Technology companies and clean energy advocates say it’s getting easier to control energy consumption and pay for energy electronically with the help of new technologies. For example, we can control how much we use and spend on energy in our homes and businesses with the touch of a button on a smartphone from almost anywhere in the world. Artificial intelligence algorithms also can create “smart devices” which can monitor their own electric load and turn on and off depending on prices of electricity or use. And Blockchain, a technology that would allow devices to share information such as how much energy they are using or the cost of electricity, also generated enthusiasm and interest among utility companies.
As more electric vehicles enter the market, utilities are exploring pricing structures and infrastructure needed to support an increased demand for electricity to run them. Worldwide, there has been a push for electrification of cars, buses, and trains as costs decline. For example,a fleet of buses will be electrified in Shenzhen, China by the end of 2017. Within the U.S., utilities are implementing pilot projects to analyze the impacts of electric vehicles on the electric grid. If designed properly, policies that incentivize electrical vehicles can complement goals to increase renewable energy deployment while still ensuring that the grid is reliable and efficient.

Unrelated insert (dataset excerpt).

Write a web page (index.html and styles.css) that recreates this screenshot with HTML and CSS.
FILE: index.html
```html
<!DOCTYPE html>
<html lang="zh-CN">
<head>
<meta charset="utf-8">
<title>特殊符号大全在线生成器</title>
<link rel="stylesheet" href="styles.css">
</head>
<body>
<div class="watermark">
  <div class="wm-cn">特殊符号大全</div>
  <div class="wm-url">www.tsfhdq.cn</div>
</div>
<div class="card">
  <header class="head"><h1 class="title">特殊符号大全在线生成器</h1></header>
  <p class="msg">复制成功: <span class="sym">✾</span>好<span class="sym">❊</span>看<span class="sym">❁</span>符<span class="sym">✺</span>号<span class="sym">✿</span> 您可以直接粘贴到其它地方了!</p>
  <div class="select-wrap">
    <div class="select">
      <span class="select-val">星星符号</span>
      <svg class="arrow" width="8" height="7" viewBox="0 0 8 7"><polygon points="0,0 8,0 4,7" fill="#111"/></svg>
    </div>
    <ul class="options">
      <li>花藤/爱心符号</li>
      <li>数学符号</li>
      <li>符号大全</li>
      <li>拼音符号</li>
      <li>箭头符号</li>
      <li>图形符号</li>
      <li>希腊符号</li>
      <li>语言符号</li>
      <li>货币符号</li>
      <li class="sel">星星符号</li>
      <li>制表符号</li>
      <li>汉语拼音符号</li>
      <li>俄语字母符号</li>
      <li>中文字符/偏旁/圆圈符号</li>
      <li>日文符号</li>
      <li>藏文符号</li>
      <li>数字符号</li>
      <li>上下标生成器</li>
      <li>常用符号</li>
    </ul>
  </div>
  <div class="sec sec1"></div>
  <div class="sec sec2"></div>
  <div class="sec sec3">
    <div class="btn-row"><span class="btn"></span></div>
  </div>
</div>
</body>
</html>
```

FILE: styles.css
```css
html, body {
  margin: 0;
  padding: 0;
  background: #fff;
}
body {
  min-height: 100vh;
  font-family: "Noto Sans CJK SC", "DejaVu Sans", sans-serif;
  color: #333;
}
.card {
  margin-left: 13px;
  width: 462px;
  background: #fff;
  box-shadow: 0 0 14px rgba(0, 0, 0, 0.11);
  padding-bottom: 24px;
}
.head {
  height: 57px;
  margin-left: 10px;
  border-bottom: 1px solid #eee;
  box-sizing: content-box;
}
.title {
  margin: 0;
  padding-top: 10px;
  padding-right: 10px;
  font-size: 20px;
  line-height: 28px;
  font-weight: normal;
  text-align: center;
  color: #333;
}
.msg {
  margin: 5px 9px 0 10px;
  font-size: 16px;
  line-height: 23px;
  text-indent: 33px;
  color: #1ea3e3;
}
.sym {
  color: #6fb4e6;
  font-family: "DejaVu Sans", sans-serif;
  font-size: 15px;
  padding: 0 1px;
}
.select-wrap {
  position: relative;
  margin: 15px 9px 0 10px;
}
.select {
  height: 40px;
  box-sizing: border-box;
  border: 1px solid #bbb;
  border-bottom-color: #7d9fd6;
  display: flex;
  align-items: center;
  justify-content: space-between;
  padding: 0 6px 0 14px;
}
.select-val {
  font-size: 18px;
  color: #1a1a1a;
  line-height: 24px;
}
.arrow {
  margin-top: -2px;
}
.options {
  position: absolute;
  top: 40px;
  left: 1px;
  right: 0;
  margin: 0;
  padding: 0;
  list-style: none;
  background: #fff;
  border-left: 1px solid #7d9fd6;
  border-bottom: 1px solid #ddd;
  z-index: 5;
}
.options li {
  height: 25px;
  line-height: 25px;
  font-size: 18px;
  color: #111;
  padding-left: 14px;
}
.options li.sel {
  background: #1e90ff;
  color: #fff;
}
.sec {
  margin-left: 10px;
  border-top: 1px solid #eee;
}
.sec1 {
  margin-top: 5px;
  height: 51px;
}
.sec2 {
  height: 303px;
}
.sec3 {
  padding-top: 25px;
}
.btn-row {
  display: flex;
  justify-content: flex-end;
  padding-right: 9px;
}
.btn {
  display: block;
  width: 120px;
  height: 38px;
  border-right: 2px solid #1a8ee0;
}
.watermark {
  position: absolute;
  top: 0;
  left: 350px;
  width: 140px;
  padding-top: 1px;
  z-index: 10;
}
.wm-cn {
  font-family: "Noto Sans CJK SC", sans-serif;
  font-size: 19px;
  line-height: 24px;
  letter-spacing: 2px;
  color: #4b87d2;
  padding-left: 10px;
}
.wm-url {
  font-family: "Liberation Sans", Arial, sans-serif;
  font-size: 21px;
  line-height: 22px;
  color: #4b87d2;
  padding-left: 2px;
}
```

There is an undeniable interest from corporations, utilities, financiers, researchers, and regulators in accelerating large-scale renewable energy deployment and complementary technologies over the next few decades. While the industry is headed in the right direction, more action must be taken to achieve the scale of renewable energy at the pace that is needed to reduce U.S. greenhouse gas pollution and keep us on track to limit global warming to less than 2 degrees Celsius by 2050, as outlined in the NRDC’s Clean Energy Frontiers report.